Friday, January 24, 2014

Sundance ’14: No No: a Dockumentary

For most baseball fans, Dock Ellis is best known as the man who won the 1976 AL Comeback Player of the Year and helped pitch the New York Yankees into that year’s World Series. It is a perfect example of how a great team can rejuvenate veteran players. There are also those remember him for throwing a no-hitter while under the influence of LSD. Jeffrey Radice profiles Ellis’s colorful career and meaningful post-baseball life in No No: a Dockumentary, which screens during the 2014 Sundance Film Festival.

Radice openly evokes Superfly and other blaxploitation films when chronicling Ellis’s early seasons with the Pittsburgh Pirates. Ellis liked to dress sharp, but he was not inclined to take guff off anyone.  However, he was far less confident beneath his bluster, which is why he regularly took some narcotic courage before starting a game.

While our Yankee chauvinism might sound like an exaggerated put-on, the late Ellis might not have objected. While he was happy to notch the no-no career milestone, many of Dockumentary’s talking heads suggest Ellis was uncomfortable with all the sophomoric jokey attention focused on the LSD part of the story.  After all, some of the most compelling sequences follow Ellis’s drug-fueled implosion and his subsequent comeback as an addiction counselor.

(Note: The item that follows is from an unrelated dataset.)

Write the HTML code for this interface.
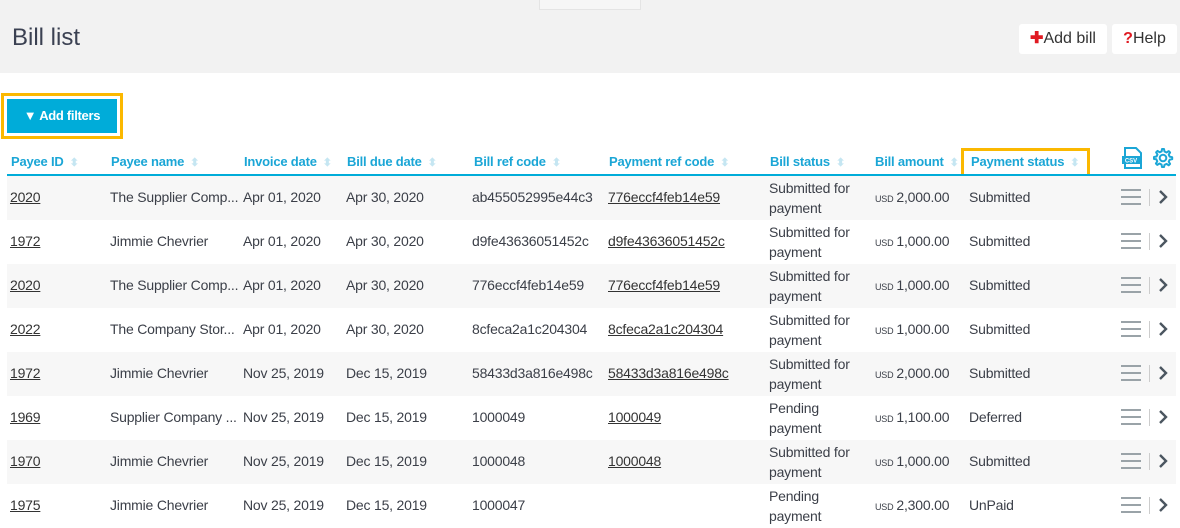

Radice talks to a number of Ellis’s former teammates, family members, and ex-wives, compiling a pretty thorough composite of his subject.  He maintains a brisk pace, while Beastie Boy Adam Horovitz’s score and the funky licensed tracks evoke the 1970’s vibe quite distinctively. Ellis’s story also raises several topical issues, such as drug use, domestic abuse, and the state of post-Jackie Robinson racial relations in Major League Baseball.  Radice gives them all their proper due, but never strays too far from the baselines.  Frankly, he gets the mix of social relevancy and retro attitude just right.  Highly watchable, No No: a Dockumentary is recommended for audiences beyond the obvious ESPN market. It screens again in Park City today (1/24) and tomorrow (1/25) as part of this year’s Sundance Film Festival.